Story | Shealene Sakacs
Her debut single “These Heaux” released in late August, and since has peaked at #1 on Spotify’s Viral US and Global Charts. The single briefly eclipsed Taylor Swift’s “Look What You Made Me Do”. Additionally, its music video was released two weeks later and acquired 2 million views within its first 24 hours, and 20 million views in a span of three weeks.
This attention helped Billboard’s youngest female rapper peak at #77 of the Hot 100 charts, which ultimately led to inking a deal with Atlantic Records.
Though this unquestionably viral girl can garner hits on Youtube and music streaming platforms, the idea of giving a young girl a claim to fame before she’s even an adult doesn’t sit right with me, especially when she’s known for acting in such a way that demands actual help, hence her appearance on Dr. Phil.
If Danielle acts the way she does now, what does this mean for her future? The more successful she gets and the more money she makes will only continue to lead to self-destruction, and as a society we should not be promoting that. We should be encouraging Bhad Bhabie to seek help and understand the world isn’t at her beck and call regardless of the type of attention she’s getting at the moment.
Let’s ask ourselves, is it even about the music anymore? Let me clarify. As of lately it seems that every time a viral teen or young adult blows up over social media for acting a fool or putting out a ridiculous video of themselves, we tend to idolize them and support their foolish endeavors so much so that they become a celebrity.
Take for example the YouTube and Vine star Cameron Dallas. Though his influence on social media earned him roles in the films Expelled and The Outfield, I still question if a six second video qualifies him as an actor. It’s possible that some artistic outlets are leaning towards utilizing people for their popularity.
Furthermore, record labels shouldn’t sign people based off of their fandom and despite their slightest ability to put words together in a rhyme. Of course, music is up for interpretation and some people may think that Bregoli’s music is of quality. However, it is safe to say that her number one supporters in music are the ones that she acquired already from being a reality star.
At the core, what’s the real reason behind Bhad Bhabie’s popularity? Is it good music?

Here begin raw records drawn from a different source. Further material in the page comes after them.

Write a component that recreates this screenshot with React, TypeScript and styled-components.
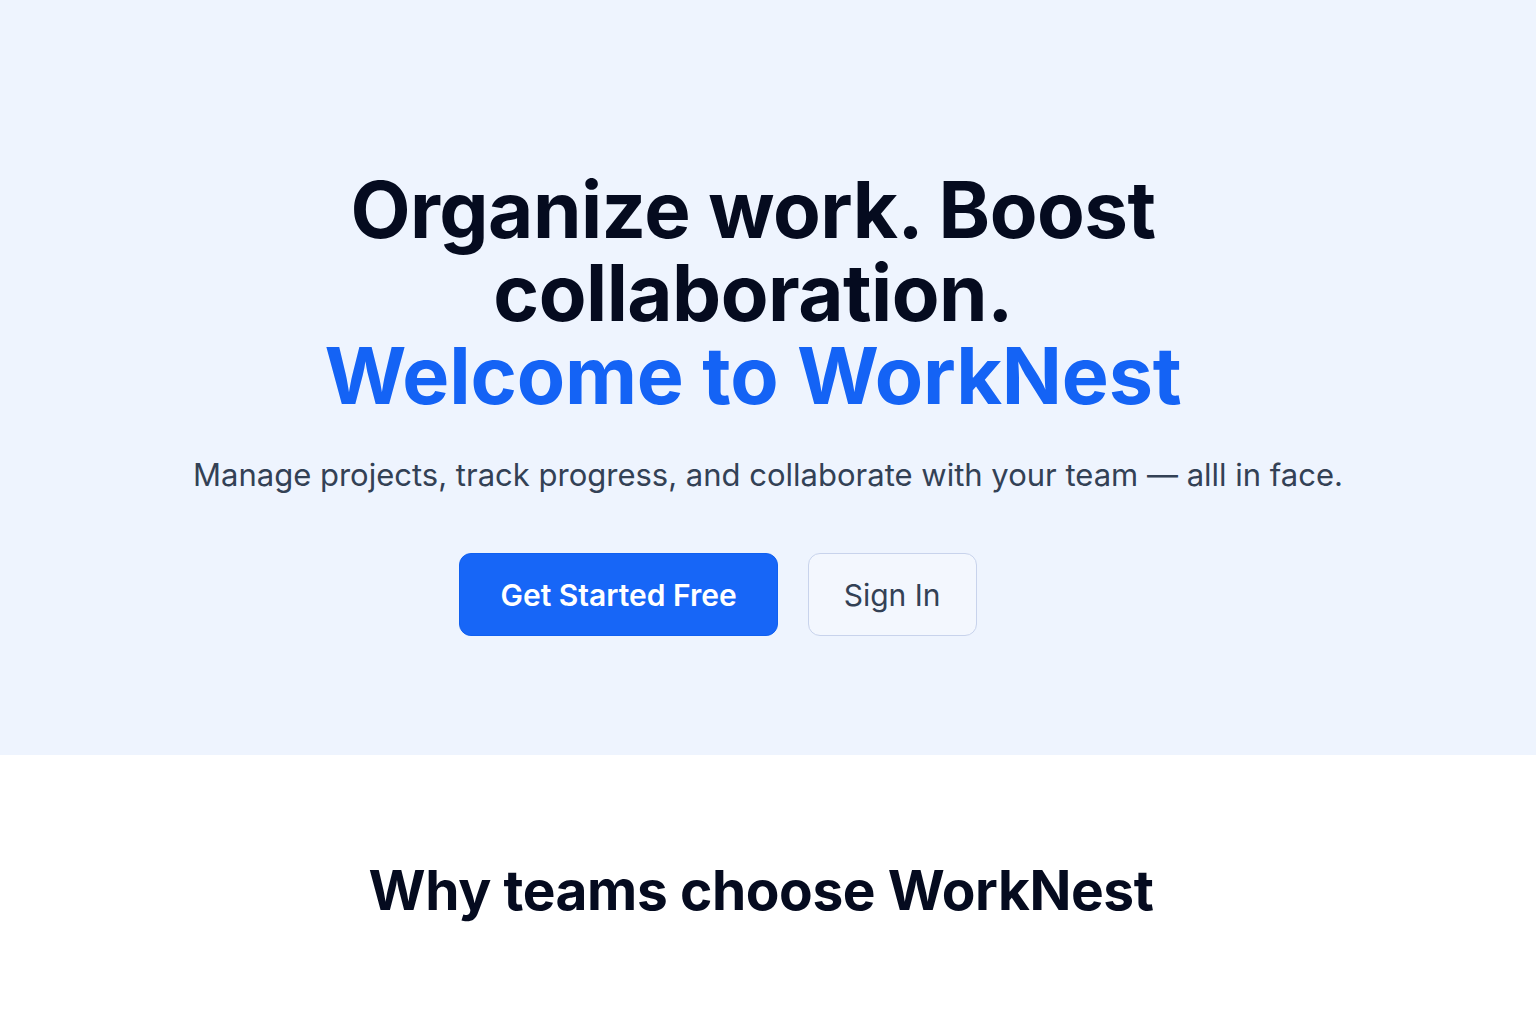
import React from "react";
import styled, { createGlobalStyle } from "styled-components";

const Global = createGlobalStyle`
  html, body { margin: 0; padding: 0; background: #ffffff; }
  body { font-family: Inter, "Noto Sans", "Liberation Sans", sans-serif; -webkit-font-smoothing: antialiased; }
  * { box-sizing: border-box; }
`;

const Hero = styled.section`
  background: #eef4fe;
  height: 755px;
  display: flex;
  flex-direction: column;
  align-items: center;
  padding-top: 168px;
`;

const Title = styled.h1`
  margin: 0 30px 0 0;
  font-size: 78px;
  line-height: 83px;
  font-weight: 700;
  letter-spacing: -0.5px;
  color: #050b1f;
  text-align: center;
  max-width: 900px;
`;

const Accent = styled.span`
  display: block;
  color: #1463f5;
  font-size: 79px;
  letter-spacing: -0.2px;
`;

const Subtitle = styled.p`
  margin: 38px 0 0;
  font-size: 31px;
  line-height: 40px;
  color: #334155;
  text-align: center;
`;

const Actions = styled.div`
  display: flex;
  gap: 30px;
  margin-top: 58px;
  padding-right: 100px;
`;

const Button = styled.button<{ $primary?: boolean }>`
  height: 83px;
  padding: 0 ${(p) => (p.$primary ? "40px" : "35px")};
  border-radius: 12px;
  font-family: inherit;
  font-size: 30px;
  font-weight: ${(p) => (p.$primary ? 600 : 400)};
  color: ${(p) => (p.$primary ? "#ffffff" : "#334155")};
  background: ${(p) => (p.$primary ? "#1766f7" : "#f3f7fe")};
  border: 1.5px solid ${(p) => (p.$primary ? "#1060f0" : "#c8d3ec")};
  cursor: pointer;
`;

const Features = styled.section`
  background: #ffffff;
  display: flex;
  justify-content: center;
  padding-top: 102px;
  padding-right: 14px;
  height: 269px;
`;

const SectionTitle = styled.h2`
  margin: 0;
  font-size: 55px;
  line-height: 66px;
  font-weight: 700;
  letter-spacing: -0.4px;
  color: #050b1f;
`;

export default function App() {
  return (
    <>
      <Global />
      <Hero>
        <Title>
          Organize work. Boost collaboration.
          <Accent>Welcome to WorkNest</Accent>
        </Title>
        <Subtitle>
          Manage projects, track progress, and collaborate with your team — alll in face.
        </Subtitle>
        <Actions>
          <Button $primary>Get Started Free</Button>
          <Button>Sign In</Button>
        </Actions>
      </Hero>
      <Features>
        <SectionTitle>Why teams choose WorkNest</SectionTitle>
      </Features>
    </>
  );
}
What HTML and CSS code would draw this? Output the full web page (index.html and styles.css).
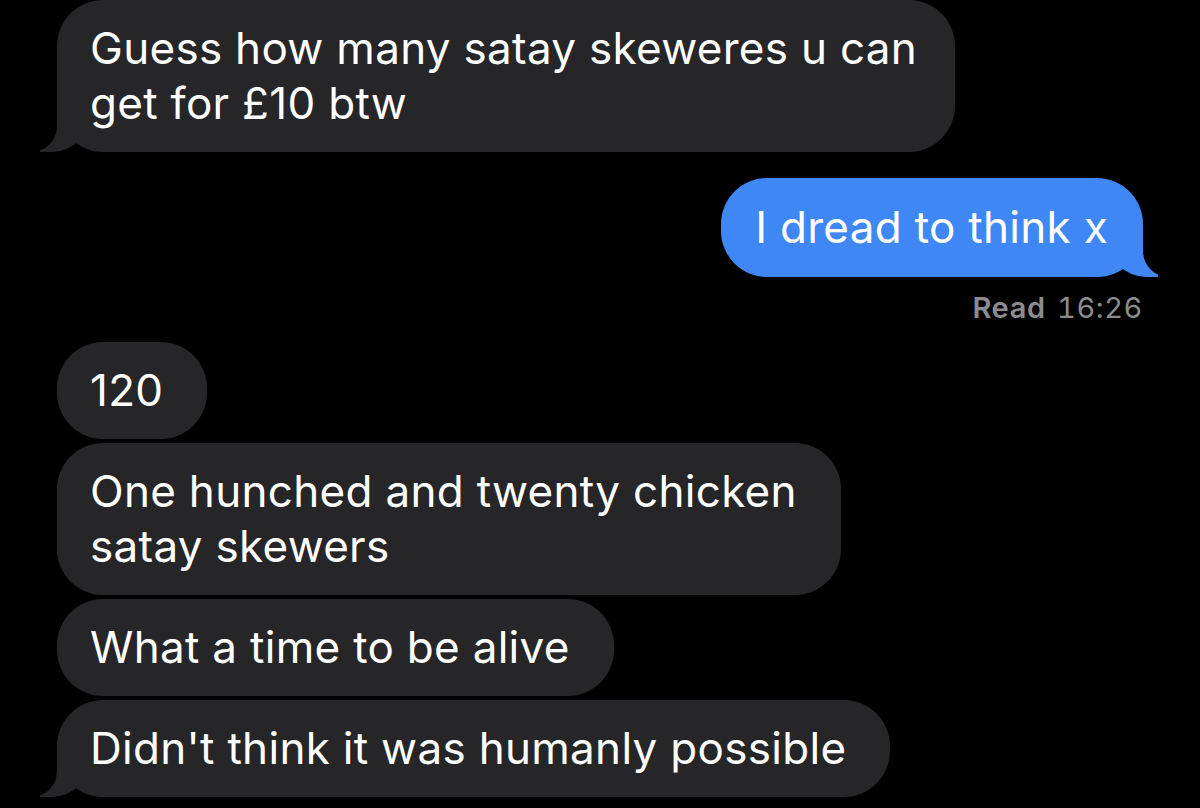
FILE: index.html
```html
<!DOCTYPE html>
<html lang="en">
<head>
<meta charset="utf-8">
<title>Messages</title>
<link rel="stylesheet" href="styles.css">
</head>
<body>
  <main class="thread">
    <div class="msg them tail first">Guess how many satay skeweres u can<br>get for £10 btw</div>
    <div class="msg me tail">I dread to think x</div>
    <div class="receipt"><b>Read</b> 16:26</div>
    <div class="group">
      <div class="msg them">120</div>
      <div class="msg them">One hunched and twenty chicken<br>satay skewers</div>
      <div class="msg them">What a time to be alive</div>
      <div class="msg them tail">Didn't think it was humanly possible</div>
    </div>
  </main>
</body>
</html>
```

FILE: styles.css
```css
html, body {
  margin: 0;
  padding: 0;
  background: #000;
  height: 808px;
  overflow: hidden;
}

.thread {
  display: flex;
  flex-direction: column;
  align-items: flex-start;
  padding: 0 57px;
  font-family: Inter, "Noto Sans", sans-serif;
  color: #fff;
}

.msg {
  position: relative;
  font-size: 44px;
  line-height: 55px;
  letter-spacing: 0.3px;
  padding: 21px 44px 21px 33px;
  border-radius: 46px;
  white-space: nowrap;
}

.them {
  background: #262628;
}

.first {
  padding-right: 38px;
}

.me {
  background: #3f87f5;
  align-self: flex-end;
  padding: 22px 35px 22px 34px;
  margin-top: 26px;
}

.them.tail::before,
.them.tail::after,
.me.tail::before,
.me.tail::after {
  content: "";
  position: absolute;
  bottom: 0;
  height: 50px;
}

.them.tail::before {
  left: -17px;
  width: 50px;
  background: #262628;
  border-bottom-right-radius: 38px;
}

.them.tail::after {
  left: -66px;
  width: 66px;
  background: #000;
  border-bottom-right-radius: 26px;
}

.me.tail::before {
  right: -15px;
  width: 50px;
  background: #3f87f5;
  border-bottom-left-radius: 38px;
}

.me.tail::after {
  right: -66px;
  width: 66px;
  background: #000;
  border-bottom-left-radius: 26px;
}

.receipt {
  align-self: flex-end;
  margin-top: 14px;
  font-size: 29px;
  line-height: 34px;
  letter-spacing: 0.6px;
  word-spacing: 3px;
  font-variant-numeric: tabular-nums;
  color: #8c8c90;
}

.receipt b {
  font-weight: 600;
}

.group {
  display: flex;
  flex-direction: column;
  align-items: flex-start;
  gap: 4px;
  margin-top: 17px;
}
```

Or is it her unapologetic way that millennials tend to glamorize?
Regardless of what you’re answer is, the teenage reality TV star turned rapper is now going to embark on this career in music and we can only hope the best for her livelihood. As for record labels, let’s hope they don’t continue failing to endorse hard-working artists and go for these celebrities for their following. Invest in the person, not their following.